Building International Partnerships

The Eisenhower Institute's Future of Space project is engaged in a study to produce a politically viable and technically feasible set of rules defining a security regime for the future use of space. Our approach is based on a vision that integrates the interests of all space stakeholders-military and civilian, domestic and international-within a new security framework that underscores the principle of space as an international resource that can and should be used by the countries of the world for economic and scientific development.
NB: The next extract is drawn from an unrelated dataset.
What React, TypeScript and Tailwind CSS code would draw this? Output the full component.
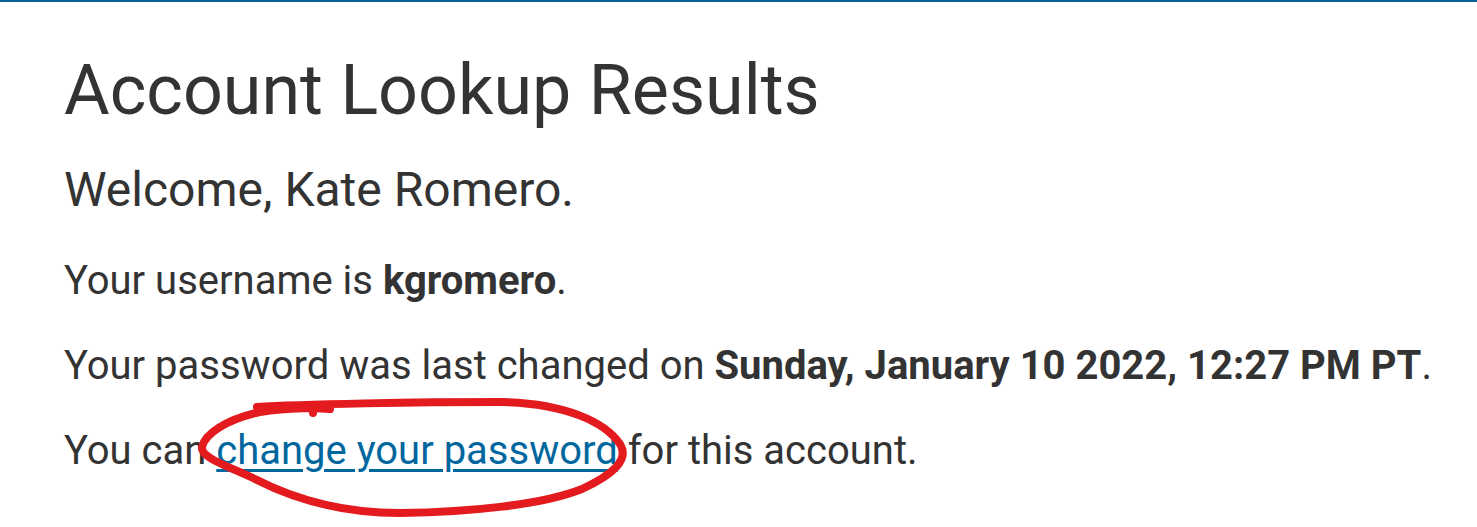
export default function App() {
  return (
    <div className="relative min-h-[527px] border-t-2 border-[#0b6196] bg-white font-['Roboto',sans-serif] text-[#333333]">
      <div className="pl-[64px] pt-[46px]">
        <h1 className="text-[70px] leading-[1.2] font-normal">Account Lookup Results</h1>
        <h2 className="mt-[29px] text-[48px] leading-[1.2] font-normal">Welcome, Kate Romero.</h2>
        <p className="mt-[38px] text-[40px] leading-[1.2]">
          Your username is <strong className="font-bold">kgromero</strong>.
        </p>
        <p className="mt-[37px] text-[40px] leading-[1.2]">
          Your password was last changed on{" "}
          <strong className="font-bold">Sunday, January 10 2022, 12:27 PM PT</strong>.
        </p>
        <p className="mt-[37px] text-[40px] leading-[1.2]">
          You can{" "}
          <a href="#" className="text-[#00679e] underline decoration-[3px] underline-offset-[5px]">
            change your password
          </a>{" "}
          for this account.
        </p>
      </div>

      {/* hand-drawn circle around the link */}
      <svg
        className="pointer-events-none absolute left-0 top-0"
        width="1477"
        height="527"
        viewBox="0 0 1477 527"
        fill="none"
      >
        <path
          d="M257 405 C300 402 420 400 500 400 C565 401 605 420 620 442 C630 458 612 473 582 487 C542 503 470 510 400 511 C340 511 290 495 255 477 C225 463 200 455 202 445 C205 432 225 418 260 410 C290 405 320 406 330 407"
          stroke="#e31b1f"
          strokeWidth="8"
          strokeLinecap="round"
          strokeLinejoin="round"
        />
        <circle cx="313" cy="411" r="4" fill="#e31b1f" />
      </svg>
    </div>
  );
}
At the same time, this regime will have measures in place that can keep proliferation in check and avoid the necessity to use weapons in space to protect national assets, making even weapons of deterrence, which could ignite an arms race, unnecessary.

 

The Safeguarding the Atom project, run by The Eisenhower Institute and funded by NTI, was designed to engage the VNIITF nuclear weapons design lab in Snezhinsk, Russia in an effort to build an informal bilateral interactive process focused on finding solutions to the most pressing issues/obstacles in US-Russian non-proliferation cooperation and to facilitate an understanding of the inner thinking of the leading figures of the Russian nuclear establishment, especially as it relates to the war on terrorism and the safety of the nuclear weapons arsenal. The Eisenhower Institute has been an integral, and at times the exclusive, intermediary between VNIITF and the Department of Energy in support of these nonproliferation objectives. In addition to acting as a highly confidential, back-channel conduit between DOE and VNIITF, the Institute has begun to incorporate new innovative programs aimed at fostering and expanding our relationship with VNIITF.